The result is an unusual negative correlation: as oil rises, silver falls. Most analysts view this as a temporary repricing driven by leverage and liquidity — not a verdict on silver’s long-term value. But until oil stabilizes or the dollar turns, the headwind is real.
While markets adjust to the new reality, Washington is quietly moving to address a structural vulnerability the volatility has put back in the spotlight.
Did You Know All U.S. Precious Metals Vaults Are Clustered Near New York City?
Most investors never think about where their gold and silver are physically stored. Congress apparently has. On March 19, two Republican lawmakers introduced the SILVER Act — the System Integrity through Licensed Vault Expansion and Resilience Act. The name is a mouthful. The problem it’s solving is straightforward.

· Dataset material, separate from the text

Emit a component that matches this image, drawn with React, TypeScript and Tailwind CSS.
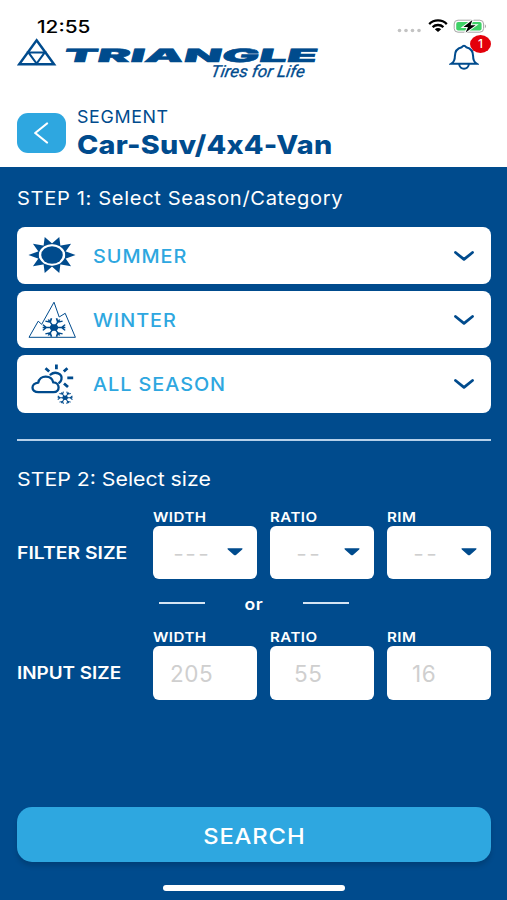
import type { ReactNode } from 'react'

const seasons = [
  { name: 'SUMMER', icon: <SunIcon /> },
  { name: 'WINTER', icon: <MountainIcon /> },
  { name: 'ALL SEASON', icon: <CloudIcon /> },
]

const filters = [
  { label: 'WIDTH', empty: '---', example: '205', pad: 'pl-[17px]' },
  { label: 'RATIO', empty: '--', example: '55', pad: 'pl-[24px]' },
  { label: 'RIM', empty: '--', example: '16', pad: 'pl-[25px]' },
]

// six-armed snowflake centred on 0,0
function Snowflake({ transform }: { transform: string }) {
  return (
    <g transform={transform} stroke="#004b8d" strokeWidth="1.6" fill="none">
      {[0, 60, 120, 180, 240, 300].map((a) => (
        <path key={a} transform={`rotate(${a + 30})`} d="M0 0V-11M-3.4 -10.8L0 -7.4L3.4 -10.8" />
      ))}
      <circle r="3.2" fill="#004b8d" />
    </g>
  )
}

function SunIcon() {
  return (
    <svg width="48" height="38" viewBox="0 0 48 38" fill="#004b8d">
      {[0, 36, 72, 108, 144, 180, 216, 252, 288, 324].map((a) => (
        <path
          key={a}
          transform={`translate(24 19) scale(1.24 1) rotate(${a + 18})`}
          d="M-3.9 -10.2L0 -19L3.9 -10.2Q0 -11 -3.9 -10.2Z"
        />
      ))}
      <ellipse cx="24" cy="19" rx="10.8" ry="8.8" />
    </svg>
  )
}

function MountainIcon() {
  return (
    <svg width="48" height="38" viewBox="0 0 48 38" fill="none">
      <path
        d="M1 36.3L10.2 20.2L13.7 23.3L26 1.2L31.2 16L37.2 12.3L47.4 36.3Z"
        stroke="#004b8d"
        strokeWidth="1"
      />
      <Snowflake transform="translate(26 26.5) scale(1.03 0.84)" />
    </svg>
  )
}

function CloudIcon() {
  return (
    <svg width="48" height="42" viewBox="0 0 48 42" fill="none">
      <g stroke="#004b8d" strokeWidth="2.3" strokeLinecap="round" strokeLinejoin="round">
        <path d="M10.5 29.2C2.5 29.2 2.6 20.2 10.3 19.6C11.5 11.8 23.5 11.4 25.3 19.4C32.2 19.6 32.5 29.2 25.5 29.2Z" />
        <path d="M22.5 11.6C27 7.8 34.8 10.5 33.4 16.4C33 18 32.3 19 31.2 19.7" />
      </g>
      <path
        d="M28.4 1.5V6.2M17.5 5.2L21.2 8.5M39.4 5.2L35.8 8.5M39.3 14.9H45.2M36 20.5L40 24"
        stroke="#004b8d"
        strokeWidth="2.8"
      />
      <Snowflake transform="translate(37.1 34.8) scale(0.68 0.56)" />
    </svg>
  )
}

function Logo() {
  return (
    <svg width="306" height="42" viewBox="0 0 306 42" fill="#004b8d" className="mt-px">
      <g fill="none" stroke="#004b8d">
        <path d="M19.6 2.3L37 26.3H2.2Z" strokeWidth="2.5" />
        <path d="M11.4 14.4H27.8L19.6 25.6Z" strokeWidth="2" />
      </g>
      <text
        transform="translate(45.5 23.8) skewX(-14)"
        fontFamily="Inter, 'Liberation Sans', sans-serif"
        fontWeight="900"
        fontSize="18.2"
        textLength="253.5"
        lengthAdjust="spacingAndGlyphs"
        stroke="#004b8d"
        strokeWidth="0.5"
      >
        TRIANGLE
      </text>
      <text
        transform="translate(193 38.5) skewX(-10)"
        fontFamily="Roboto, 'Liberation Sans', sans-serif"
        fontSize="16.5"
        fontStyle="italic"
        textLength="94"
        lengthAdjust="spacingAndGlyphs"
        stroke="#004b8d"
        strokeWidth="0.3"
      >
        Tires for Life
      </text>
    </svg>
  )
}

function StatusBar() {
  return (
    <div className="flex h-[37px] items-start justify-between pl-[37px] pr-[18px] pt-[18px]">
      <span className="origin-left scale-x-[1.22] text-[17px] font-medium leading-[18px] text-black">12:55</span>
      <svg width="92" height="18" viewBox="0 0 92 18">
        <g fill="#c3c3c3">
          <circle cx="2.5" cy="12.5" r="1.8" />
          <circle cx="9" cy="12.5" r="1.8" />
          <circle cx="15.5" cy="12.5" r="1.8" />
          <circle cx="22" cy="12.5" r="1.8" />
        </g>
        <g transform="translate(41 0)" fill="none" stroke="#000" strokeWidth="2.3">
          <path d="M-8.8 6.1C-4 1.2 4 1.2 8.8 6.1" />
          <path d="M-5.4 9.1C-2.4 6.3 2.4 6.3 5.4 9.1" />
          <path d="M-3.2 11.2C-1.4 9.7 1.4 9.7 3.2 11.2L0 14Z" fill="#000" stroke="none" />
        </g>
        <rect x="57.2" y="2.2" width="29.4" height="12" rx="3.8" fill="#fff" stroke="#a5a5a5" />
        <rect x="59.2" y="4" width="25.4" height="8.4" rx="2" fill="#3fd167" />
        <path d="M87.9 6.2V10.2Q90.1 8.2 87.9 6.2Z" fill="#a5a5a5" />
        <path
          d="M75.4 2L66.4 9H71L68.6 14.4L78.6 7.2H73.6Z"
          fill="#000"
          stroke="#fff"
          strokeWidth="2"
          paintOrder="stroke"
        />
      </svg>
    </div>
  )
}

function Bell() {
  return (
    <div className="relative mr-[28px] mt-[6px] h-[30px] w-[30px]">
      <svg width="30" height="30" viewBox="0 0 30 30" fill="none" stroke="#004b8d" strokeWidth="2">
        <path d="M2.4 20.7C5.5 18.8 5.9 17 5.9 13C5.9 7.5 9.2 5 12.8 4.2Q15 1.2 17.2 4.2C20.8 5 24.1 7.5 24.1 13C24.1 17 24.5 18.8 27.6 20.7Z" />
        <path d="M10.2 21C10.4 27.4 19.6 27.4 19.8 21" />
      </svg>
      <span className="absolute -top-[8px] left-[21px] flex h-[18px] w-[21px] items-center justify-center rounded-[50%] bg-[#e3000b] text-[12px] font-medium text-white">
        1
      </span>
    </div>
  )
}

function Field({ label, children }: { label: string; children: ReactNode }) {
  return (
    <div className="w-[104px]">
      <div className="origin-left scale-x-[1.12] text-[13.5px] font-semibold leading-[18px] tracking-[0.4px]">{label}</div>
      <div className="flex h-[53.5px] items-center rounded-[6px] bg-white text-[#cfcfcf]">{children}</div>
    </div>
  )
}

export default function App() {
  return (
    <div className="flex h-[900px] w-[507px] flex-col overflow-hidden bg-[#004b8d] font-['Inter','Liberation_Sans',sans-serif] text-white">
      <header className="h-[167px] bg-white text-[#004b8d]">
        <StatusBar />
        <div className="flex h-[66px] justify-between pl-[17px]">
          <Logo />
          <Bell />
        </div>
        <div className="flex pl-[17px] pt-[3px]">
          <button className="mt-[7px] flex h-[40px] w-[49px] items-center justify-center rounded-[11px] bg-[#2ea7e0]">
            <svg width="16" height="22" viewBox="0 0 16 22" fill="none" stroke="#fff" strokeWidth="2.2" strokeLinecap="round" strokeLinejoin="round">
              <path d="M13 1.5L1.2 11L13 20.5" />
            </svg>
          </button>
          <div className="ml-[11px]">
            <div className="origin-left scale-x-[1.05] text-[17px] leading-[22px] tracking-[0.6px]">SEGMENT</div>
            <h1 className="origin-left scale-x-[1.105] whitespace-nowrap text-[26px] font-extrabold leading-[34px] tracking-[0.2px]">
              Car-Suv/4x4-Van
            </h1>
          </div>
        </div>
      </header>

      <main className="flex flex-1 flex-col px-[17px] pr-4">
        <h2 className="mt-[19px] origin-left scale-x-[1.06] whitespace-nowrap text-[19px] leading-[25px] tracking-[0.6px]">
          STEP 1: Select Season/Category
        </h2>
        <div className="mt-[15.5px] flex flex-col gap-[6.5px]">
          {seasons.map((s) => (
            <button key={s.name} className="flex h-[57.7px] items-center rounded-[8px] bg-white pl-[11px] pr-[17px]">
              {s.icon}
              <span className="ml-[17px] origin-left scale-x-[1.045] pt-[3px] text-[19px] font-medium tracking-[0.9px] text-[#2ea7e0]">
                {s.name}
              </span>
              <svg width="20" height="11" viewBox="0 0 20 11" fill="none" stroke="#004b8d" strokeWidth="2.8" strokeLinecap="round" strokeLinejoin="round" className="ml-auto mt-0.5">
                <path d="M1.5 1.5L10 8.4L18.5 1.5" />
              </svg>
            </button>
          ))}
        </div>

        <div className="mt-[26px] h-[2px] bg-[#b5d0ea]" />

        <h2 className="mt-[26px] origin-left scale-x-[1.12] text-[19px] leading-[25px]">STEP 2: Select size</h2>
        <div className="mt-[16px] flex">
          <div className="mt-[20px] flex w-[136px] origin-left scale-x-[1.14] items-center text-[17px] font-semibold">FILTER SIZE</div>
          <div className="flex gap-[13px]">
            {filters.map((f) => (
              <Field key={f.label} label={f.label}>
                <span className="flex flex-1 justify-center gap-[3px] pl-[2px] pt-[4px]">
                  {f.empty.split('').map((dash, i) => (
                    <span key={i} className="inline-block scale-x-[1.15] text-[20px] leading-5">
                      {dash}
                    </span>
                  ))}
                </span>
                <svg width="16" height="8" viewBox="0 0 16 8" fill="#004b8d" className="mr-[14px]">
                  <path d="M0.8 0.3H15.2Q15.9 0.8 15.2 1.4L9 7Q8 7.7 7 7L0.8 1.4Q0.1 0.8 0.8 0.3Z" />
                </svg>
              </Field>
            ))}
          </div>
        </div>

        <div className="mt-[12px] flex h-[24px] items-center pl-[142px]">
          <div className="h-[1.5px] w-[46px] bg-[#d5e4f3]" />
          <div className="w-[98px] scale-x-[1.1] pt-[2px] text-center text-[16px] font-semibold tracking-[0.6px]">or</div>
          <div className="h-[1.5px] w-[46px] bg-[#d5e4f3]" />
        </div>

        <div className="mt-[13px] flex">
          <div className="mt-[20px] flex w-[136px] origin-left scale-x-[1.11] items-center text-[17px] font-semibold">INPUT SIZE</div>
          <div className="flex gap-[13px]">
            {filters.map((f) => (
              <Field key={f.label} label={f.label}>
                <span className={`pt-0.5 text-[22.5px] tracking-[0.5px] ${f.pad}`}>{f.example}</span>
              </Field>
            ))}
          </div>
        </div>

        <button className="mt-auto h-[55px] shrink-0 rounded-[15px] bg-[#2ea7e0] pt-[3px] text-[22px] font-medium shadow-[0_4px_5px_rgba(0,0,0,0.15)]">
          <span className="inline-block scale-x-[1.08] tracking-[0.8px]">SEARCH</span>
        </button>
        <div className="mb-[9px] ml-[146px] mt-[23px] h-[6px] w-[182px] rounded-full bg-white" />
      </main>
    </div>
  )
}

Every exchange-approved precious metals vault in the U.S. sits within roughly 150 miles of New York City. One major disruption — a natural disaster, a cyberattack, a security threat — and the ripple effects could reach global markets.
The bill’s fix is geographic diversification. It would require at least two approved depositories in each U.S. time zone. That’s especially relevant for the Western U.S., where most of the nation’s mining and refining actually happens.
Industry support is strong. Stefan Gleason, CEO of Money Metals Depository, put it plainly: the bill is about “aligning market infrastructure with real-world supply chains.”
The timing speaks for itself. This legislation lands during some of the most volatile precious metals trading in years — a moment that’s made the case for structural reform hard to ignore.